Anyways, this show was originally Dave and Erik's. I used to listen to it while I blogged and emailed the people in my life. It's kind of weird to be writing this and not having Dave or Erik coming through the speakers talking about some weird thing that happened to them. I missed them last week too. So why not take over until Dave's well enough to go back on? You wouldn't believe the retarded people that called in after I'd explained what had happened to Dave and Erik, asking what had happened to them. You can tell we're in Oklahoma: Land of the RedNecks, who were all too smart to finish school, yet they aren't intelligent to listen to a word that you say to them.

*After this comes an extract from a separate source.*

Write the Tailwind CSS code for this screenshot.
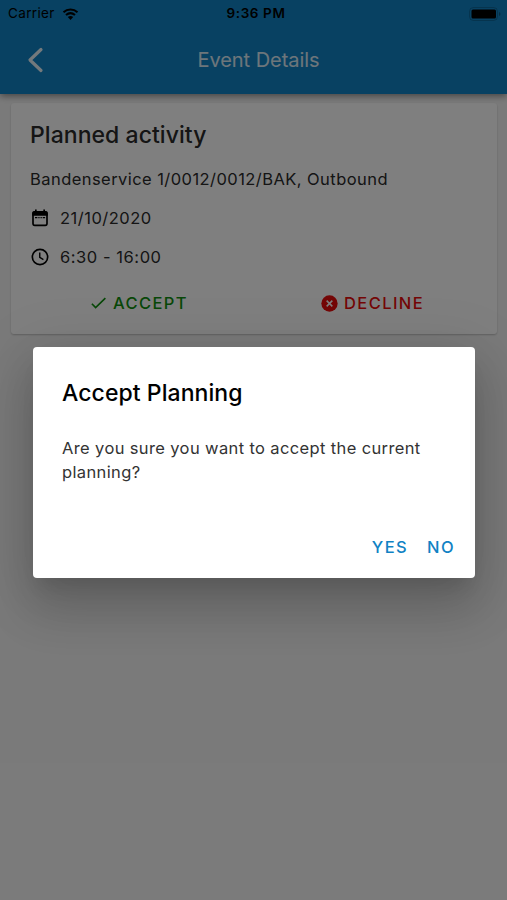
<!DOCTYPE html>
<html lang="en">
<head>
<meta charset="utf-8">
<title>Event Details</title>
<script src="https://cdn.jsdelivr.net/npm/@tailwindcss/browser@4"></script>
</head>
<body class="font-['Inter',sans-serif]">
<div class="relative h-[900px] w-[507px] overflow-hidden bg-[#f5f5f5]">
  <header class="relative z-10 h-[94px] bg-[#1082c4] shadow-[0_2px_7px_rgba(0,0,0,0.45)]">
    <div class="grid h-7 grid-cols-3 items-center pr-[6px] pl-2 text-[13.5px] leading-none text-black">
      <div class="flex items-center gap-[7px]">
        <span class="tracking-[0.35px]">Carrier</span>
        <svg class="h-3 w-[17px]" viewBox="0 0 16 12"><path d="M1 4.2C5 .6 11 .6 15 4.2M3.500 7C6.200 4.700 9.800 4.700 12.500 7" fill="none" stroke="#000" stroke-width="2.100"/><path d="M5.300 9.100Q8 7 10.700 9.100L8 12Z"/></svg>
      </div>
      <span class="pl-[3px] text-center text-[13.5px] font-semibold tracking-[0.6px]">9:36 PM</span>
      <svg class="-mt-px h-[14px] w-8 justify-self-end" viewBox="0 0 32 14"><rect x=".5" y=".5" width="28" height="13" rx="4" fill="none" stroke="#000" stroke-opacity=".2"/><rect x="2.500" y="2.500" width="24.500" height="9" rx="1.500"/><path d="M30 5v4q1.500-.5 1.500-2T30 5" fill-opacity=".3"/></svg>
    </div>
    <div class="grid h-16 grid-cols-[72px_1fr_72px] items-center">
      <svg class="ml-[26px] h-7 w-[18px]" viewBox="0 0 18 28"><path d="M15 3.500 4 14l11 10.500" fill="none" stroke="#fff" stroke-opacity=".9" stroke-width="3.200" stroke-linecap="round" stroke-linejoin="round"/></svg>
      <h1 class="pl-[10px] text-center text-[20px] leading-6 tracking-[-0.05px] text-white/85">Event Details</h1>
    </div>
  </header>
  <main class="mr-[10px] ml-[11px] mt-[9px] h-[231px] rounded-[3px] bg-white pt-5 pl-[19px] text-[#2a2a2a] shadow-[0_1px_2px_rgba(0,0,0,0.22)]">
    <h2 class="text-[23px] leading-6 font-medium tracking-[0.05px]">Planned activity</h2>
    <p class="mt-5 text-[16.500px] leading-6 tracking-[0.440px]">Bandenservice 1/0012/0012/BAK, Outbound</p>
    <div class="mt-[15px] flex h-6 items-center gap-[10px] text-[16.500px] tracking-[0.5px]">
      <svg class="h-5 w-5" viewBox="0 0 20 20"><rect x="3" y="4" width="14" height="13.300" rx="1.700" fill="none" stroke="#000" stroke-width="1.700"/><path d="M2.200 7.800V5a2 2 0 0 1 2-2H5V1.500h1.700V3h6.600V1.500H15V3h.800a2 2 0 0 1 2 2v2.800z"/><path d="M5 9.700h2.400M8.300 9.700h1.300M10.500 9.700h1.300M12.700 9.700h2.400" stroke="#000" stroke-width="1.300"/></svg>
      <span>21/10/2020</span>
    </div>
    <div class="mt-[15px] flex h-6 items-center gap-[10px] text-[16.500px] tracking-[0.550px]">
      <svg class="h-5 w-5" viewBox="0 0 24 24" fill="none" stroke="#000" stroke-width="2"><circle cx="12" cy="12" r="9.200"/><path d="M11.700 6.500v6l4.400 2.600" stroke-width="1.700"/></svg>
      <span>6:30 - 16:00</span>
    </div>
    <div class="mt-[22px] flex h-6 items-center text-[16.500px] font-medium tracking-[1.400px]">
      <div class="flex w-[229px] items-center gap-[5px] pl-[60px] text-[#109010]">
        <svg class="h-[18px] w-[18px]" viewBox="0 0 24 24"><path d="m2.500 13 5 5L20.500 5.500" fill="none" stroke="currentColor" stroke-width="2.200"/></svg>
        <span>ACCEPT</span>
      </div>
      <div class="flex items-center gap-[6px] pl-[62px] text-[#e80c0c]">
        <svg class="h-[17px] w-[17px]" viewBox="0 0 24 24"><circle cx="12" cy="12" r="11.500" fill="currentColor"/><path d="m8 8 8 8m0-8-8 8" stroke="#fff" stroke-width="2.200"/></svg>
        <span>DECLINE</span>
      </div>
    </div>
  </main>
  <div class="absolute inset-0 z-20 bg-black/50 pt-[347px] pl-[33px]">
    <section class="flex h-[231px] w-[442px] flex-col rounded-[4px] bg-white pt-[34px] pr-5 pb-[19px] pl-[29px] shadow-[0_14px_18px_-8px_rgba(0,0,0,0.1),0_30px_48px_4px_rgba(0,0,0,0.14),0_11px_58px_10px_rgba(0,0,0,0.1)]">
      <h2 class="text-[23px] leading-6 font-medium tracking-[0.07px] text-black">Accept Planning</h2>
      <p class="mt-[31px] text-[16.500px] leading-6 tracking-[0.370px] text-[#333]">Are you sure you want to accept the current<br>planning?</p>
      <div class="mt-auto flex justify-end gap-[19px] text-[16.500px] leading-6 font-medium tracking-[1.400px] text-[#1082c4]">
        <button>YES</button><button>NO</button>
      </div>
    </section>
  </div>
</div>
</body>
</html>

Now, I have a show to finish. Oh, and email to read.

Monday, August 06, 2001

Too Many Blogs


I counted the blogs on my user name here. There was a total of 12 blogs that I've created. I update them all. Everyday. Guess that's why I was too busy to check Jana's email today. *smirks*

The Email Game


I have way too much respect for Jana to post the email that she sent me tonight. However, I don't have one ounce of respect for myself, so I'll give myself permission to post this email that I wrote to Jana tonight.

Jana,
It's been over three months since I actually had so much as the want-to to read your email; you have no life, no ex emails you every day telling you what a sleeze you are, no one emails you nude pictures of themselves, no one even emails you to tell you how much they hate your blog. There was absolutely NOTHING in your email that interested me. I fell asleep three times reading through one letter. Know what's scary? YOU wrote it. Long story short: There was nothing of any interest there so I moved on. Besides, Dionna doesn't know about Vanessa yet and she's been asking about her little sister in email. I have that as a hobby. I let the dead keep sending email and writing in their online diaries. ::laughs:: I bet you thought Jade was still alive?? (That's a joke. Jade IS alive, and unfortunately she wrote all that crap in her online diary).
However, now that you're so paranoid about your email, it makes me wonder what's in there......

Love,
Billy

Yes, I sign my emails to Jana with "love". Got a problem with that? Good. But she's right. I have too much time on my hands. I think I will get a hobby.... One like Dave had where he impersonated The Back Street Boys, Britney Spears, etc. in email. Man, he got a MILLION teenies to send him nudie pics, and stuff. Who knows? Maybe the "real" Lauren will send me a nudie. I'd mention the pictures that she sent me, but that's another whole can of worms and frankly, I hate worms. Don't you?

When You Care Too Much


Why am I up at one in the morning reading bullshit email? Maybe it was the vibes that I got when I was posting yesterday's post. I was right. Jana threw a hissy fit. As of later on today, like when I get home from work, I will reopen Wah! I'm sorry that I closed it. Now why am I suddenly going into asshole mode? Simple. I am sick and tired of voicing concerns for people only to have them misunderstand it. Okay, that wasn't fair. But what is? Saying to me that I have nothing better to do then look through other people's email? Why not? I mean, people steal my regular mail and open it and look through that. So what's the deal with me reading a few letters? It's the same thing: FELONY. I know that Jana didn't steal and open my box that came in Friday, but I've got a bad feeling that she sent it. She probably read Wah!, and got out a Polaroid camera and some leather..... Okay, I'm nauseated now. I have to go lay down.

Sunday, August 05, 2001

Now That's Odd


I'm going to post a picture here. Jana will throw another hissy fit, but I don't care. It's proof that James was right:


See that? Shorty's allowed to be on the internet. Why isn't Jana? He's been on since a little after 5 (5:09 PM). He just logged off and Jana just logged on at 6:25 PM. Oh well. It's her life.